══ DATASET CONTENT ══

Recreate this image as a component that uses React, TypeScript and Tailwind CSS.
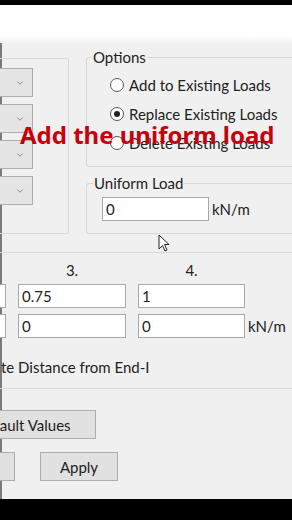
import { ChevronDown } from 'lucide-react';

const ui = { fontFamily: 'Lato, "Liberation Sans", sans-serif' };

function Combo() {
  return (
    <div className="flex h-[29px] w-[33px] items-center justify-end border border-l-0 border-[#adadad] bg-[#e5e5e5] pr-[7px]">
      <ChevronDown size={10} strokeWidth={2} className="text-[#777]" />
    </div>
  );
}

function Radio({ label, checked }: { label: string; checked?: boolean }) {
  return (
    <label className="flex h-[20px] items-center gap-[5px]">
      <span className="flex h-[14px] w-[14px] items-center justify-center rounded-full border border-[#555] bg-white">
        {checked && <span className="h-[6px] w-[6px] rounded-full bg-[#222]" />}
      </span>
      <span>{label}</span>
    </label>
  );
}

function Field({ value, w }: { value?: string; w: string }) {
  return (
    <div className={`flex h-[24px] ${w} items-center border border-[#a8a8a8] bg-white px-[3px]`}>
      {value}
    </div>
  );
}

function Cursor() {
  return (
    <svg width="13" height="19" viewBox="0 0 13 19" className="absolute left-[158px] top-[234px]">
      <path d="M1 1 L1 15 L4.5 11.5 L7 17 L9 16 L6.5 10.5 L11 10.5 Z" fill="white" stroke="#222" strokeWidth="1" strokeLinejoin="round" />
    </svg>
  );
}

export default function App() {
  return (
    <div className="relative h-[520px] w-[292px] overflow-hidden bg-black text-[15px] leading-[16px] text-[#222]" style={ui}>
      <div className="mt-[5px] h-[30px] bg-white" />
      <div className="h-[8px] bg-gradient-to-b from-white to-[#f2f2f2]" />

      <div className="flex h-[456px] flex-col border-l-2 border-[#7a7a7a] bg-[#f0f0f0]">
        <div className="flex items-start">
          {/* left group */}
          <div className="-ml-[2px] mt-[15px] flex h-[176px] w-[69px] shrink-0 flex-col gap-[7px] rounded-r-[3px] border border-l-0 border-[#d8d8d8] pt-[9px]">
            <Combo />
            <Combo />
            <Combo />
            <Combo />
          </div>

          <div className="ml-[17px] mt-[6px] flex w-[230px] shrink-0 flex-col gap-[8px]">
            <fieldset className="h-[118px] rounded-[3px] border border-r-0 border-[#d8d8d8]">
              <legend className="ml-[5px] px-[1px]">Options</legend>
              <div className="flex flex-col gap-[9px] pl-[23px] pt-[10px]">
                <Radio label="Add to Existing Loads" />
                <Radio label="Replace Existing Loads" checked />
                <Radio label="Delete Existing Loads" />
              </div>
            </fieldset>

            <fieldset className="h-[59px] rounded-[3px] border border-r-0 border-[#d8d8d8]">
              <legend className="ml-[6px] px-[1px]">Uniform Load</legend>
              <div className="flex items-center gap-[3px] pl-[15px] pt-[6px]">
                <Field value="0" w="w-[107px]" />
                <span>kN/m</span>
              </div>
            </fieldset>
          </div>
        </div>

        {/* trapezoidal group */}
        <div className="-ml-[2px] mt-[18px] flex h-[137px] flex-col border-y border-[#d8d8d8] pt-[9px]">
          <div className="-ml-[102px] flex gap-[12px]">
            <div className="flex w-[108px] flex-col">
              <div className="h-[16px]" />
              <div className="mt-[6px] flex flex-col gap-[6px]">
                <Field w="w-[108px]" />
                <Field w="w-[108px]" />
              </div>
            </div>
            <div className="flex w-[108px] flex-col">
              <div className="h-[16px] text-center">3.</div>
              <div className="mt-[6px] flex flex-col gap-[6px]">
                <Field value="0.75" w="w-[108px]" />
                <Field value="0" w="w-[108px]" />
              </div>
            </div>
            <div className="flex flex-col">
              <div className="h-[16px] w-[107px] text-center">4.</div>
              <div className="mt-[6px] flex flex-col gap-[6px]">
                <Field value="1" w="w-[107px]" />
                <div className="flex items-center gap-[3px]">
                  <Field value="0" w="w-[107px]" />
                  <span>kN/m</span>
                </div>
              </div>
            </div>
          </div>
          <div className="ml-[1px] mt-[21px]">te Distance from End-I</div>
        </div>

        <button className="-ml-[52px] mt-[21px] h-[29px] w-[146px] border border-[#adadad] bg-[#e1e1e1] text-center">
          Default Values
        </button>
        <div className="-ml-[65px] mt-[13px] flex gap-[25px]">
          <button className="h-[29px] w-[78px] border border-[#adadad] bg-[#e1e1e1] text-transparent">OK</button>
          <button className="h-[29px] w-[78px] border border-[#adadad] bg-[#e1e1e1]">Apply</button>
        </div>
      </div>

      <div
        className="absolute left-[20px] top-[120px] text-[24px] font-bold leading-[30px] text-[#c8000c]"
        style={{ fontFamily: '"Noto Sans", "Noto Sans CJK TC", sans-serif' }}
      >
        Add the uniform load
      </div>
      <Cursor />
    </div>
  );
}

═══

### [WHAT THE TASK REQUIRES]
Take the listing and print it again exactly, but without any pictures.

### [SOLUTION]
Recreate this image as a component that uses React, TypeScript and Tailwind CSS.
import { ChevronDown } from 'lucide-react';

const ui = { fontFamily: 'Lato, "Liberation Sans", sans-serif' };

function Combo() {
  return (
    <div className="flex h-[29px] w-[33px] items-center justify-end border border-l-0 border-[#adadad] bg-[#e5e5e5] pr-[7px]">
      <ChevronDown size={10} strokeWidth={2} className="text-[#777]" />
    </div>
  );
}

function Radio({ label, checked }: { label: string; checked?: boolean }) {
  return (
    <label className="flex h-[20px] items-center gap-[5px]">
      <span className="flex h-[14px] w-[14px] items-center justify-center rounded-full border border-[#555] bg-white">
        {checked && <span className="h-[6px] w-[6px] rounded-full bg-[#222]" />}
      </span>
      <span>{label}</span>
    </label>
  );
}

function Field({ value, w }: { value?: string; w: string }) {
  return (
    <div className={`flex h-[24px] ${w} items-center border border-[#a8a8a8] bg-white px-[3px]`}>
      {value}
    </div>
  );
}

function Cursor() {
  return (
    <svg width="13" height="19" viewBox="0 0 13 19" className="absolute left-[158px] top-[234px]">
      <path d="M1 1 L1 15 L4.5 11.5 L7 17 L9 16 L6.5 10.5 L11 10.5 Z" fill="white" stroke="#222" strokeWidth="1" strokeLinejoin="round" />
    </svg>
  );
}

export default function App() {
  return (
    <div className="relative h-[520px] w-[292px] overflow-hidden bg-black text-[15px] leading-[16px] text-[#222]" style={ui}>
      <div className="mt-[5px] h-[30px] bg-white" />
      <div className="h-[8px] bg-gradient-to-b from-white to-[#f2f2f2]" />

      <div className="flex h-[456px] flex-col border-l-2 border-[#7a7a7a] bg-[#f0f0f0]">
        <div className="flex items-start">
          {/* left group */}
          <div className="-ml-[2px] mt-[15px] flex h-[176px] w-[69px] shrink-0 flex-col gap-[7px] rounded-r-[3px] border border-l-0 border-[#d8d8d8] pt-[9px]">
            <Combo />
            <Combo />
            <Combo />
            <Combo />
          </div>

          <div className="ml-[17px] mt-[6px] flex w-[230px] shrink-0 flex-col gap-[8px]">
            <fieldset className="h-[118px] rounded-[3px] border border-r-0 border-[#d8d8d8]">
              <legend className="ml-[5px] px-[1px]">Options</legend>
              <div className="flex flex-col gap-[9px] pl-[23px] pt-[10px]">
                <Radio label="Add to Existing Loads" />
                <Radio label="Replace Existing Loads" checked />
                <Radio label="Delete Existing Loads" />
              </div>
            </fieldset>

            <fieldset className="h-[59px] rounded-[3px] border border-r-0 border-[#d8d8d8]">
              <legend className="ml-[6px] px-[1px]">Uniform Load</legend>
              <div className="flex items-center gap-[3px] pl-[15px] pt-[6px]">
                <Field value="0" w="w-[107px]" />
                <span>kN/m</span>
              </div>
            </fieldset>
          </div>
        </div>

        {/* trapezoidal group */}
        <div className="-ml-[2px] mt-[18px] flex h-[137px] flex-col border-y border-[#d8d8d8] pt-[9px]">
          <div className="-ml-[102px] flex gap-[12px]">
            <div className="flex w-[108px] flex-col">
              <div className="h-[16px]" />
              <div className="mt-[6px] flex flex-col gap-[6px]">
                <Field w="w-[108px]" />
                <Field w="w-[108px]" />
              </div>
            </div>
            <div className="flex w-[108px] flex-col">
              <div className="h-[16px] text-center">3.</div>
              <div className="mt-[6px] flex flex-col gap-[6px]">
                <Field value="0.75" w="w-[108px]" />
                <Field value="0" w="w-[108px]" />
              </div>
            </div>
            <div className="flex flex-col">
              <div className="h-[16px] w-[107px] text-center">4.</div>
              <div className="mt-[6px] flex flex-col gap-[6px]">
                <Field value="1" w="w-[107px]" />
                <div className="flex items-center gap-[3px]">
                  <Field value="0" w="w-[107px]" />
                  <span>kN/m</span>
                </div>
              </div>
            </div>
          </div>
          <div className="ml-[1px] mt-[21px]">te Distance from End-I</div>
        </div>

        <button className="-ml-[52px] mt-[21px] h-[29px] w-[146px] border border-[#adadad] bg-[#e1e1e1] text-center">
          Default Values
        </button>
        <div className="-ml-[65px] mt-[13px] flex gap-[25px]">
          <button className="h-[29px] w-[78px] border border-[#adadad] bg-[#e1e1e1] text-transparent">OK</button>
          <button className="h-[29px] w-[78px] border border-[#adadad] bg-[#e1e1e1]">Apply</button>
        </div>
      </div>

      <div
        className="absolute left-[20px] top-[120px] text-[24px] font-bold leading-[30px] text-[#c8000c]"
        style={{ fontFamily: '"Noto Sans", "Noto Sans CJK TC", sans-serif' }}
      >
        Add the uniform load
      </div>
      <Cursor />
    </div>
  );
}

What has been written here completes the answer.